I went up to Hugo van Trago, the director of Ramat Hanadiv, whom I had never met, and said to him, 'Let's do a wine festival together'. Hugo apparently thought that I'd drunk too much, and didn't really take me seriously.
But when I'm thrown out of the door, I go through a window. The idea didn't leave me, and eventually I managed to convince Hugo.
And that's how, together with Ramat Hanadiv and the producer Hagit Lehrer, we set out. And now we're already doing the Festival for the third year'.
Alongside her entrepreneurial activities in the private sector, Ruti Ben-Israel is also involved in viticulture education.
Today she coordinates the Vineyard and Winery branch of the agricultural youth village, Meir Shefaya, where she initiated and led a full high-school course for pupils matriculating in agriculture: a specialization in grape growing and wine production. Her program recently got the Ministry of Education's stamp of approval, and will be instituted this autumn.
And in conclusion: When we asked Ruti Ben-Israel which she prefers, red wine or white, she destroyed one of the widespread myths among wine connoisseurs.
'I'm going to freak you out. I like rose the best. Its advantage: one drink embodies everything, the combination of red and white.

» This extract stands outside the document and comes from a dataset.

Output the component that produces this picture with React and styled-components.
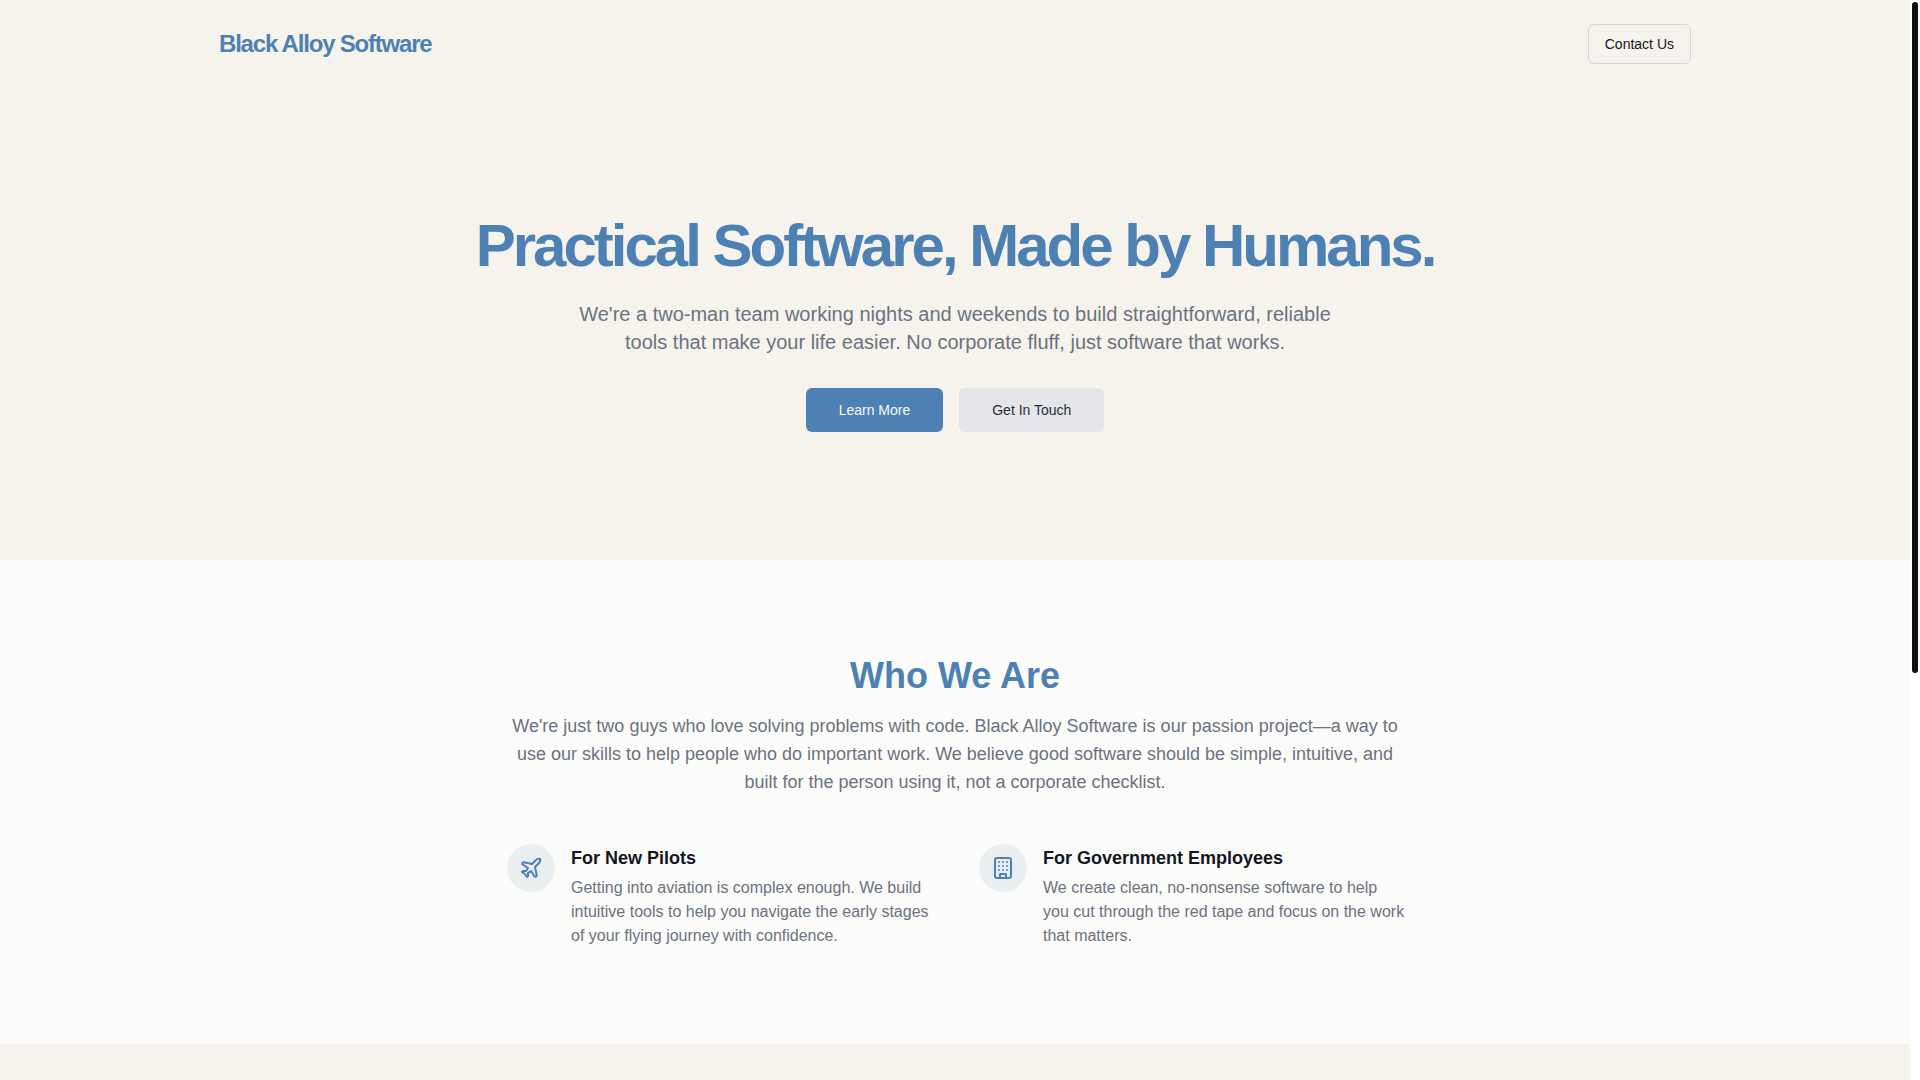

They make it with red grapes but use the techniques for producing white wine.
Rose wine is served at relatively warm temperatures (15 degrees C.), which makes it possible to experience the fruitiness and complexity of red wine, and when it's served cold (6 degrees C) it gives you a pleasant, tartly refreshing feeling befitting a fine white wine.
'And when you talk about rose champagne, you definitely raise the experience to another level...'
Did we already mention that she doesn't stop at red???